WebGL, HTML5 and Web Audio is all that the app needs

Dec 20, 2011 19:31 GMT  ·  By

If there's one company that has embraced the cloud even before most people knew what the term meant, not that they do now, it's the makers of Audiotool. You may not have heard of it, but it's the best audio production app on the web today.

It's also one of the funnest ways of making music on a computer, period. The developers started out with Flash, Java and JavaScript, since that was what they had to work with at the time.

But recently, they've been gravitating towards web technologies, to make sure their apps ran on as many devices as possible, if nothing else.

The perfect example of this trend is the launch is the Chrome and Android version of Audiotool's Pulsate app. It's been available for the iPad for many months now, but the latest release is based on things like WebGL and HTML5.
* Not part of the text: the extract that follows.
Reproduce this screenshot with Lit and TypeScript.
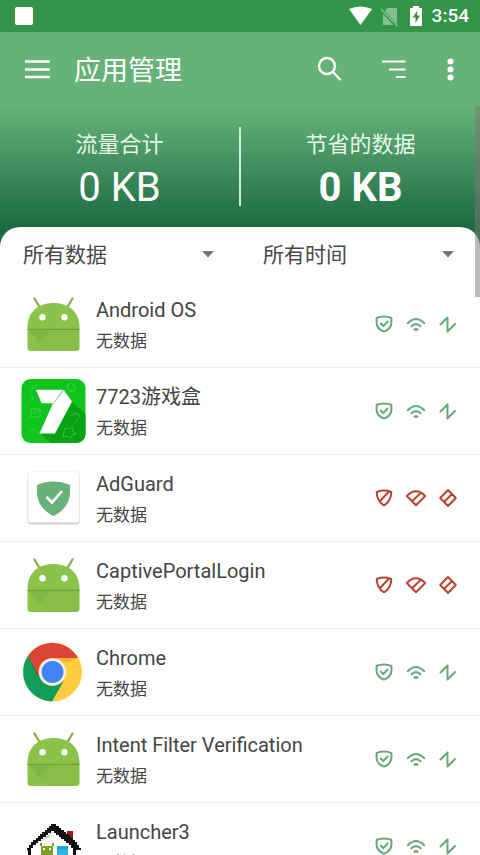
import { LitElement, html, css, svg, nothing } from "lit";
import { customElement, property } from "lit/decorators.js";

type IconName = "android" | "game" | "adguard" | "chrome" | "launcher";

interface AppEntry {
  name: string;
  icon: IconName;
  allowed: boolean;
}

const APPS: AppEntry[] = [
  { name: "Android OS", icon: "android", allowed: true },
  { name: "7723游戏盒", icon: "game", allowed: true },
  { name: "AdGuard", icon: "adguard", allowed: false },
  { name: "CaptivePortalLogin", icon: "android", allowed: false },
  { name: "Chrome", icon: "chrome", allowed: true },
  { name: "Intent Filter Verification", icon: "android", allowed: true },
  { name: "Launcher3", icon: "launcher", allowed: true },
];

const ART = {
  android: svg`
    <path d="M13.500 6.500 18.500 15M51.500 6.500 46.500 15" stroke="#86b04f" stroke-width="2.400" stroke-linecap="round"/>
    <path d="M6.500 37V36C6.500 20 17 11 32.500 11S58.500 20 58.500 36V37Z" fill="#8bc34a"/>
    <path d="M6.500 37H58.500V55.500Q58.500 59 55 59H10Q6.500 59 6.500 55.500Z" fill="#8ac249"/>
    <path d="M7 37.500H30L19 51Z" fill="#7cb043" opacity=".7"/>
    <path d="M19 51 30 37.500H58V58H26Z" fill="#84ba46" opacity=".4"/>
    <path d="M6.500 37.400H58.500" stroke="#6fa03d" stroke-width="1.200"/>
    <circle cx="21.500" cy="25.300" r="3.200" fill="#fff"/><circle cx="43.500" cy="25.300" r="3.200" fill="#fff"/>`,
  game: svg`
    <rect x=".5" y="0" width="64" height="64" rx="9" fill="#0fc51d"/>
    <path d="M50.500 22 64.500 35V55A9 9 0 0 1 55.500 64H30L19 54Z" fill="#06a313"/>
    <g fill="none" stroke="#56dc5a" stroke-width="1" opacity=".6">
      <path d="M10 12q1-5 6-6M9 16l4 3-4 3M46 6l4-2 5 4-3 5-5-2zM10 30h9v8h-9zM12 33l2 2 3-3M50 37q3-4 7-2t-1 6l-2 3M8 54l5-4 6 5 4-2M44 49l4 1 3-2 1 4 3 3-4 1-1 3-4-2-4 1 1-5z"/>
    </g>
    <path d="M15 10.700H42L32 24.200H20.500ZM42.800 11 51 22.500 34 54.500H18.500L32 24.200Z" fill="#fff"/>
    <path d="M42.500 11 32 25" stroke="#9ad99c" stroke-width="1"/>`,
  adguard: svg`
    <rect x="6.500" y="6.500" width="52" height="52" rx="3" fill="#cfcfcf"/>
    <rect x="7" y="5.500" width="51" height="51" rx="3" fill="#fff" stroke="#ededed" stroke-width=".6"/>
    <path d="M32.500 15.500C37 15.500 44 16.500 49 19V26C49 37 42 45.500 32.500 50 23 45.500 16 37 16 26V19C21 16.500 28 15.500 32.500 15.500Z" fill="#67b279"/>
    <path d="M25.500 31 31 36.500 41 25" fill="none" stroke="#fff" stroke-width="2.600"/>`,
  chrome: svg`
    <circle cx="31.500" cy="32" r="29.500" fill="#ffcd40"/>
    <path d="M7 15.800A29.500 29.500 0 0 1 57 18H31.500A14 14 0 0 0 19 38.500Z" fill="#db4437"/>
    <path d="M7 15.800A29.500 29.500 0 0 0 31 61.500L43.500 39.500A14 14 0 0 1 19.500 39Z" fill="#0f9d58"/>
    <path d="M31.500 18H57L46 22.500Z" fill="#e2a52f" opacity=".6"/>
    <path d="M7 15.800 19.500 38.500 15 33.500Z" fill="#8f3c2a" opacity=".7"/>
    <circle cx="31.500" cy="32" r="13.500" fill="#f1f1f1"/>
    <circle cx="31.500" cy="32" r="11" fill="#4285f4"/>`,
  launcher: svg`
    <path d="M46 17h6v12h-6z" fill="#a3161c"/>
    <path d="M12 33 32.500 15 53 33V60H12Z" fill="#fff"/>
    <path d="M18 29 32 17 28 23Z" fill="#c9c9c9"/>
    <path shape-rendering="crispEdges" fill="#111" d="M30 10h5v2h3v2h2v2h3v2h2v2h3v2h2v2h2v2h2v2h2v3h2v3h2v2h-5v25h-3V34h-2v-3h-2v-2h-3v-2h-2v-2h-3v-2h-2v-2h-3v-2h-2v-2h-3v2h-3v2h-2v2h-3v2h-2v2h-3v2h-2v2h-3v3h-2v27h-3V36H6v-2h2v-3h2v-3h2v-2h3v-2h2v-2h2v-2h2v-2h3v-2h2v-2h2v-2h2z"/>
    <path d="M19 29h2v3h10v-3h2v3h-1v10H20V32h-1z" fill="#7da120"/>
    <path d="M22 34h2v2h-2zM28 34h2v2h-2z" fill="#fff"/>
    <path d="M36 32h11v11H36z" fill="#2bb3e3"/><path d="M36 34h11" stroke="#1789b4" stroke-width="1"/>`,
};

const SIGNS = {
  on: [
    svg`<path d="M12 4.500c2.600 0 5.200.5 7.400 1.500v4.700c0 4.200-3.100 7.200-7.400 9-4.300-1.800-7.400-4.800-7.400-9V6c2.200-1 4.800-1.500 7.400-1.500Z"/><path d="m8.700 11.500 2.600 2.600 4.300-4.600"/>`,
    svg`<path d="M3.800 11.200q8.200-8.400 16.400 0M7.400 14.300q4.600-4.400 9.200 0"/><path d="M10.800 17.500h2.400" stroke-width="2.400"/>`,
    svg`<path d="m4.500 12.500 7-7v14l7.500-7.500"/>`,
  ],
  off: [
    svg`<path d="M12 4.600c2.500 0 5 .5 7.300 1.400 0 6-2.500 10.500-7.300 13.500C7.200 16.500 4.700 12 4.700 6c2.300-.9 4.800-1.400 7.300-1.400ZM16.500 6 8 15"/>`,
    svg`<path d="M2.800 10q9.200-9.500 18.400 0L12 19.300ZM17 6.800 8 15.200"/>`,
    svg`<path d="m12 4 7.800 8-7.800 8-7.800-8ZM16 8l-8 8"/>`,
  ],
};
const SIGN_LABELS = ["防护", "Wi-Fi", "移动数据"];

@customElement("status-bar")
class StatusBar extends LitElement {
  static styles = css`
    :host {
      display: flex;
      align-items: center;
      height: 32px;
      flex: none;
      padding: 0 11px 0 15px;
      background: #33954a;
      color: #fff;
    }
    .note {
      width: 18px;
      height: 18px;
      border-radius: 2px;
      background: #fff;
    }
    .spacer {
      flex: 1;
    }
    .glyphs {
      width: 76px;
      height: 24px;
      margin-right: 8px;
    }
    .time {
      font-size: 19px;
      line-height: 24px;
      font-weight: 500;
    }
  `;
  render() {
    return html`
      <span class="note"></span>
      <span class="spacer"></span>
      <svg class="glyphs" viewBox="0 0 76 24" fill="#fff" aria-hidden="true">
        <path d="M1 5Q12.500 0 24 5L12.500 21Z" />
        <path d="M39 4h10v16L37 7zM35 10 45.500 21H35z" opacity=".4" />
        <path d="m33 5 16.500 17" stroke="#fff" stroke-width="1.500" opacity=".4" />
        <path fill-rule="evenodd" d="M65 2h6v2h3v18H62V4h3zM69.500 6.500 64.500 13.500h3v5.500l4.500-7.500h-3z" />
      </svg>
      <span class="time">3:54</span>
    `;
  }
}

@customElement("app-bar")
class AppBar extends LitElement {
  static styles = css`
    :host {
      display: flex;
      align-items: center;
      height: 74px;
      flex: none;
      padding: 0 5px 0 12px;
      background: #67b279;
      color: #fff;
    }
    h1 {
      flex: 1;
      margin: 0;
      padding: 4px 0 0 12px;
      font-size: 27px;
      line-height: 40px;
      font-weight: 400;
    }
    button {
      display: grid;
      place-items: center;
      width: 50px;
      height: 48px;
      padding: 0;
      border: 0;
      background: none;
      color: inherit;
    }
    .wide {
      width: 64px;
    }
    svg {
      width: 32px;
      height: 32px;
      fill: none;
      stroke: currentColor;
      stroke-width: 2.4;
    }
  `;
  render() {
    return html`
      <button aria-label="菜单">
        <svg viewBox="0 0 32 32"><path d="M4 8.500h25M4 16.500h25M4 24h25" /></svg>
      </button>
      <h1>应用管理</h1>
      <button class="wide" aria-label="搜索">
        <svg viewBox="0 0 32 32"><circle cx="14" cy="13" r="8" /><path d="m19.500 18.500 8 8.500" /></svg>
      </button>
      <button class="wide" aria-label="排序">
        <svg viewBox="0 0 32 32"><path d="M5 8.500h23.500M12 16.500h16.500M19 24h9.500" stroke-width="2" /></svg>
      </button>
      <button aria-label="更多">
        <svg viewBox="0 0 32 32">
          <g fill="currentColor" stroke="none">
            <circle cx="16.500" cy="8.500" r="3" /><circle cx="16.500" cy="16.500" r="3" /><circle cx="16.500" cy="24.500" r="3" />
          </g>
        </svg>
      </button>
    `;
  }
}

@customElement("data-filter")
class DataFilter extends LitElement {
  @property() label = "";
  @property() value = "";
  static styles = css`
    :host {
      display: grid;
      align-items: center;
      flex: 1;
    }
    select,
    svg {
      grid-area: 1 / 1;
    }
    select {
      appearance: none;
      width: 100%;
      height: 54px;
      padding: 2px 48px 0 23px;
      border: 0;
      background: none;
      color: #484848;
      font: inherit;
      font-size: 21px;
    }
    svg {
      justify-self: end;
      width: 14px;
      height: 8px;
      margin-right: 25px;
      fill: #757575;
      pointer-events: none;
    }
  `;
  render() {
    return html`
      <select aria-label=${this.label}>
        <option>${this.value}</option>
      </select>
      <svg viewBox="0 0 14 8"><path d="M1 1h12L7 7.500z" /></svg>
    `;
  }
}

@customElement("app-row")
class AppRow extends LitElement {
  @property({ attribute: false }) app?: AppEntry;
  static styles = css`
    :host {
      display: flex;
      align-items: center;
      box-sizing: border-box;
      height: 87px;
      padding: 0 16px 0 21px;
      border-bottom: 1px solid #ececec;
    }
    .art {
      width: 66px;
      height: 66px;
      flex: none;
      fill: none;
    }
    .text {
      flex: 1;
      min-width: 0;
      padding: 4px 0 0 9px;
      color: #444;
    }
    .name {
      font-size: 20px;
      line-height: 30px;
      white-space: nowrap;
    }
    .info {
      font-size: 17px;
      line-height: 32px;
    }
    button {
      display: grid;
      place-items: center;
      width: 32px;
      height: 48px;
      padding: 0;
      border: 0;
      background: none;
      color: #67a87a;
    }
    .blocked {
      color: #b8452f;
    }
    button svg {
      width: 24px;
      height: 24px;
      fill: none;
      stroke: currentColor;
      stroke-width: 2;
      stroke-linejoin: round;
      stroke-linecap: round;
    }
  `;
  render() {
    const app = this.app;
    if (!app) return nothing;
    const signs = app.allowed ? SIGNS.on : SIGNS.off;
    return html`
      <svg class="art" viewBox="0 -1 66 66" aria-hidden="true">${ART[app.icon]}</svg>
      <div class="text">
        <div class="name">${app.name}</div>
        <div class="info">无数据</div>
      </div>
      ${signs.map(
        (sign, i) => html`<button class=${app.allowed ? "" : "blocked"} aria-label=${SIGN_LABELS[i]}>
          <svg viewBox="0 0 24 24">${sign}</svg>
        </button>`
      )}
    `;
  }
}

@customElement("app-root")
class AppRoot extends LitElement {
  static styles = css`
    :host {
      display: flex;
      flex-direction: column;
      height: 100vh;
      overflow: hidden;
      background: #fff;
      font-family: Roboto, "Noto Sans CJK SC", sans-serif;
    }
    main {
      position: relative;
      flex: 1;
      min-height: 0;
      overflow: hidden;
    }
    .stats {
      display: flex;
      align-items: flex-start;
      height: 121px;
      padding-bottom: 20px;
      background: linear-gradient(#67b279, #1c6a43 121px);
      color: #fff;
      text-align: center;
    }
    .stat {
      flex: 1;
      padding-top: 23px;
    }
    .caption {
      font-size: 22px;
      line-height: 32px;
      color: #e6f7ea;
    }
    .amount {
      font-size: 40px;
      line-height: 54px;
    }
    .strong {
      font-weight: 700;
    }
    .divider {
      width: 2px;
      height: 79px;
      margin-top: 21px;
      background: #d3ecd9;
    }
    .panel {
      margin-top: -20px;
      position: relative;
      border-radius: 20px 20px 0 0;
      background: #fff;
    }
    .filters {
      display: flex;
    }
    ul {
      margin: 0;
      padding: 0;
      list-style: none;
    }
    .thumb {
      position: absolute;
      top: 0;
      right: 0;
      width: 5px;
      height: 191px;
      background: rgba(120, 120, 120, 0.5);
    }
  `;
  render() {
    return html`
      <status-bar></status-bar>
      <app-bar></app-bar>
      <main>
        <section class="stats">
          <div class="stat">
            <div class="caption">流量合计</div>
            <div class="amount">0 KB</div>
          </div>
          <div class="divider"></div>
          <div class="stat">
            <div class="caption">节省的数据</div>
            <div class="amount strong">0 KB</div>
          </div>
        </section>
        <section class="panel">
          <div class="filters">
            <data-filter label="数据类型" value="所有数据"></data-filter>
            <data-filter label="时间范围" value="所有时间"></data-filter>
          </div>
          <ul>
            ${APPS.map((app) => html`<li><app-row .app=${app}></app-row></li>`)}
          </ul>
        </section>
        <div class="thumb"></div>
      </main>
    `;
  }
}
"Today marks the launch of Pulsate for Android and Google Chrome. We are really excited about this release since this is our first Android application and it is a major milestone for our internal development efforts," Audiotool announced.

"Pulsate for the browser is using open web technologies like WebGL and the Web Audio API. This is a major step for audio synthesis using HTML5 – no plugins required," it explained.

In Chrome, the graphics are handled by WebGL and HTML5 but OpenGL ES 2.0 is used in Android. The interesting part about the two apps is that they share most of the code, the team created a dedicated framework which ensures the devs only have to write code once.

The audio synthesis part, arguably the most important part of the app is based on Audiotool's existing technology. That said, in the browser version, a resampler is sometimes used to ensure that the app works and sounds the same on all computers.